Find All Lonely Numbers in the Array

Find All Lonely Numbers in the Array

What is this problem about?

The Find All Lonely Numbers in the Array interview question introduces the concept of a "lonely" number. In a given integer array, a number $x$ is considered lonely if it appears exactly once in the array, and no adjacent numbers ($x-1$ or $x+1$) exist anywhere in the array. Your task is to return all such lonely numbers in any order.

Why is this asked in interviews?

This problem is a standard assessment of basic data structure usage, specifically the Hash Table interview pattern. Companies like Apple and Google use it to see if a candidate can move beyond brute-force $O(N^2)$ checks to a more efficient linear time complexity. It evaluations your ability to use frequency counting and set-based lookups to solve neighborhood-dependent constraints in a global context.

Algorithmic pattern used

The most efficient pattern here is Frequency Counting using a Hash Table or a frequency map.

1. Iterate through the array once to count the occurrences of each number.
2. Iterate through the array a second time (or iterate through the map's keys).
3. For each number $x$:
   • Check if its frequency is exactly 1.
   • Check if $x-1$ exists in the map.
   • Check if $x+1$ exists in the map.
4. If all conditions are met, $x$ is a lonely number.

Example explanation

nums = [10, 6, 5, 8]

1. Frequencies: {10: 1, 6: 1, 5: 1, 8: 1}.
2. Check 10: Freq=1. Does 9 or 11 exist? No. Lonely!
3. Check 6: Freq=1. Does 5 or 7 exist? Yes (5 exists). Not lonely.
4. Check 5: Freq=1. Does 4 or 6 exist? Yes (6 exists). Not lonely.
5. Check 8: Freq=1. Does 7 or 9 exist? No. Lonely! Result: [10, 8].
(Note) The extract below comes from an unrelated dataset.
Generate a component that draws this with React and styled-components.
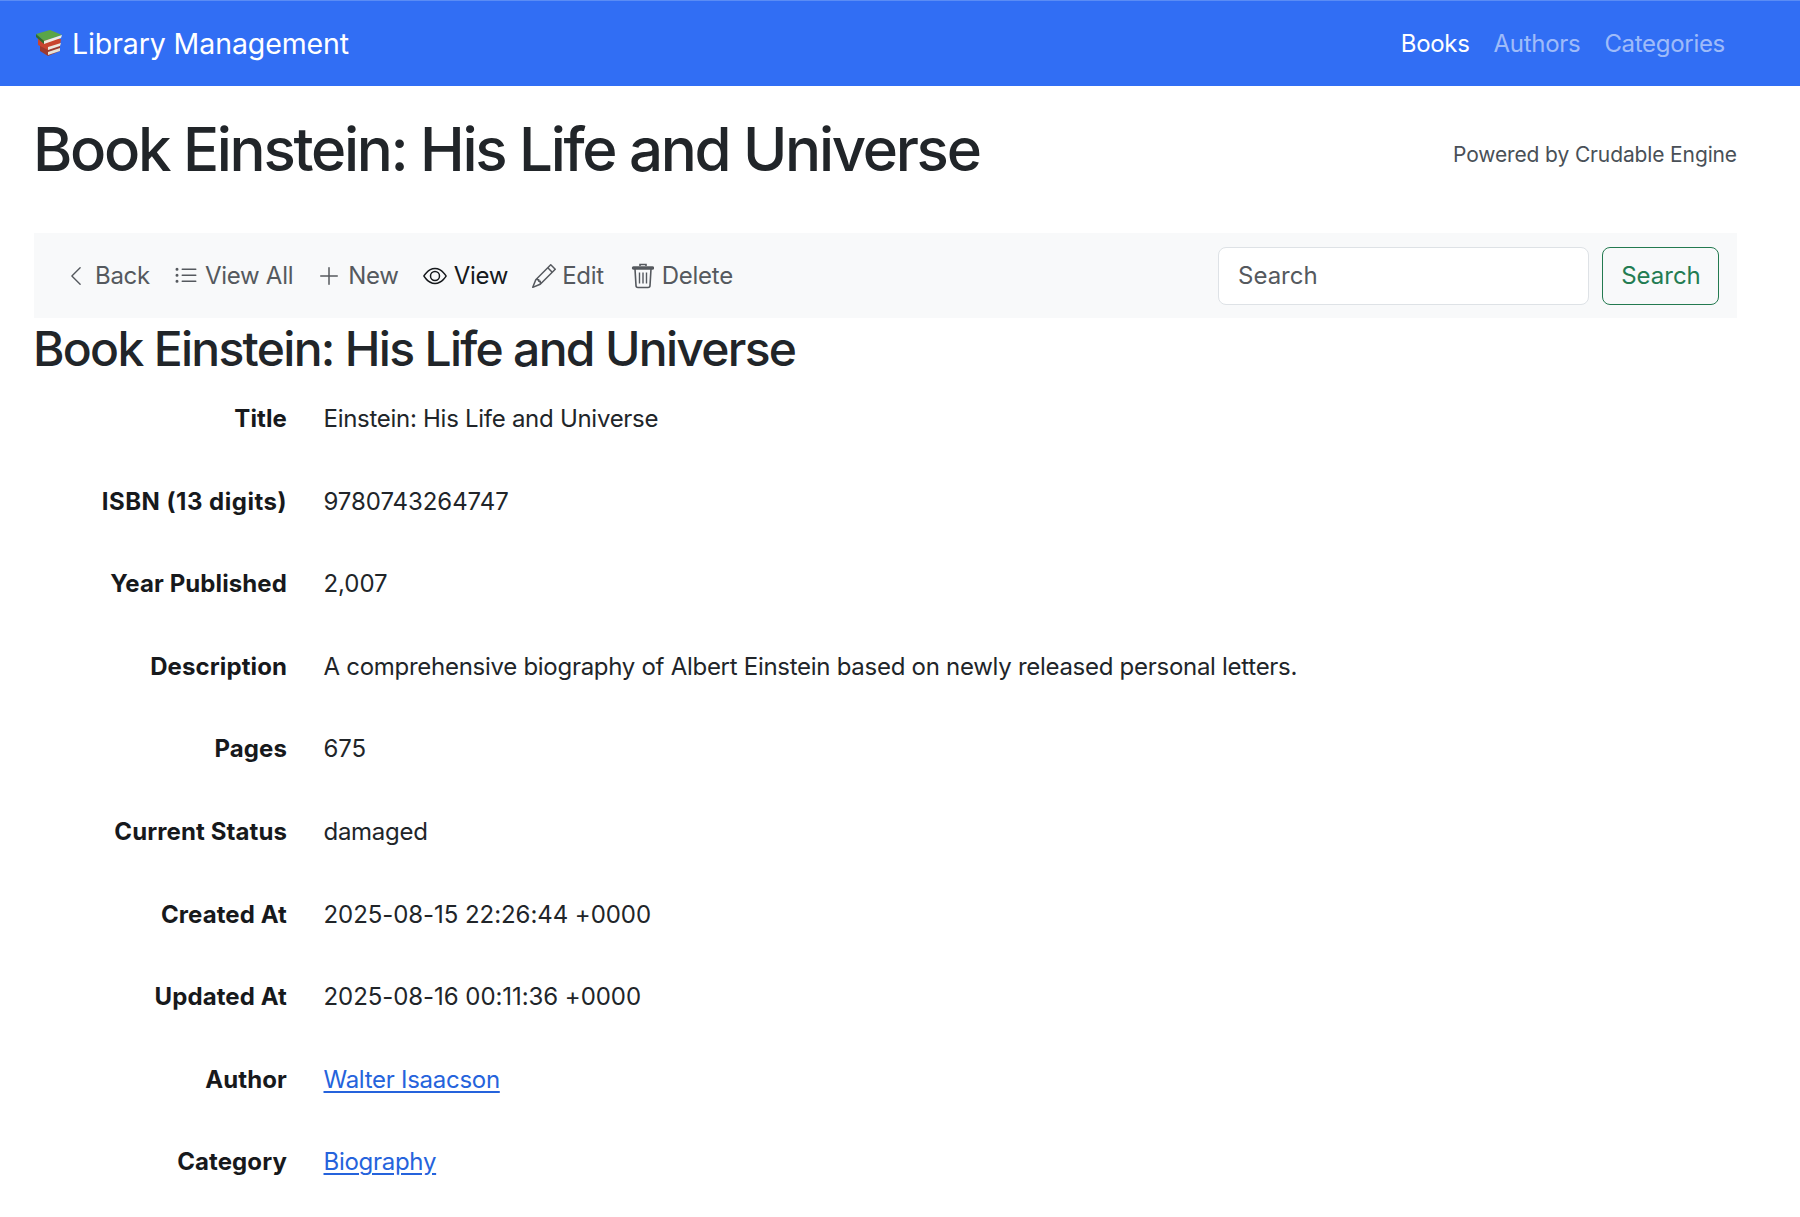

Common mistakes candidates make

• Inefficient nested loops: Checking every element against every other element, leading to $O(N^2)$.
• Forgetting the frequency check: Not realizing that if [10, 10, 8] is given, 10 is not lonely even if 9 and 11 are missing, because it appears more than once.
• Handling boundaries: Failing to correctly check for $x-1$ and $x+1$ if $x$ is a very large or very small integer (though Hash Maps handle this naturally).

Interview preparation tip

Whenever a problem involves checking for the existence of "neighbors" or "duplicates," think of a Hash Map or Hash Set. Linear time $O(N)$ is almost always achievable if you can trade a small amount of space for lookup speed.